A Versailles, lo scorso 6 marzo, i leader di Italia, Francia, Germania e Spagna hanno voluto avviare e condividere un percorso di riflessione congiunta sulla visione di Unione Europea nei prossimi dieci anni in vista del Vertice di Roma del 25 marzo.
Uno dei primi e più importanti risultati di questa riflessione è che occorre rimetterci in marcia ora, perché – come ricordato dal presidente del Consiglio Gentiloni, lo scorso 15 marzo, davanti al Parlamento europeo – «un’Europa ferma è un’Europa destinata a tornare indietro».
In questo cammino, se non possiamo andare avanti tutti insieme, la strada da percorrere è quella di un’«integrazione differenziata», fondata sul principio di flessibilità.
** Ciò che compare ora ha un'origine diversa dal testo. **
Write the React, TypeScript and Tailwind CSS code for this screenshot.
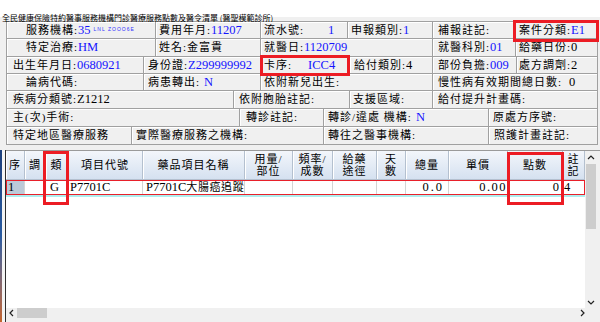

La visione italiana è quella di lavorare insieme agli altri partner europei per un’Europa a «cerchi concentrici», in grado di fare avanzare un progetto comune con gli Stati che vogliono andare verso un’”Unione sempre più stretta” a partire da settori come la Difesa e il pilastro sociale europeo.
Di fronte al pericolo di disgregazione legato alla Brexit, l’Italia è stata sino a ora tra i principali protagonisti della risposta europea alla crisi istituzionale aperta dal Regno Unito, contribuendo a trasformare un evento di per sé negativo in un’opportunità per migliorare e ripensare l’Unione: un’Unione più rapida nelle decisioni, più attenta alle esigenze dei cittadini e capace di contare di più sulla scena internazionale.
È ciò che abbiamo iniziato a fare con il lancio dell’Agenda di Roma ieri 25 marzo. L’agenda aiuta a restituire capacità di visione al progetto europeo, indicando ai cittadini europei e al resto del mondo l’idea di Europa del futuro: un’Europa sicura, un’Europa della prosperità, un’Europa sociale, un’Europa più forte sulla scena globale, muovendo dalla consapevolezza che “Roma 2017” rappresenta un punto di partenza e non già di per sé un traguardo. Questa volta abbiamo però un elemento in più rispetto al passato: ripartendo da Roma abbiamo iniziato a delineare la direzione di marcia da intraprendere nei prossimi dieci anni per preparare e costruire l’Europa di domani.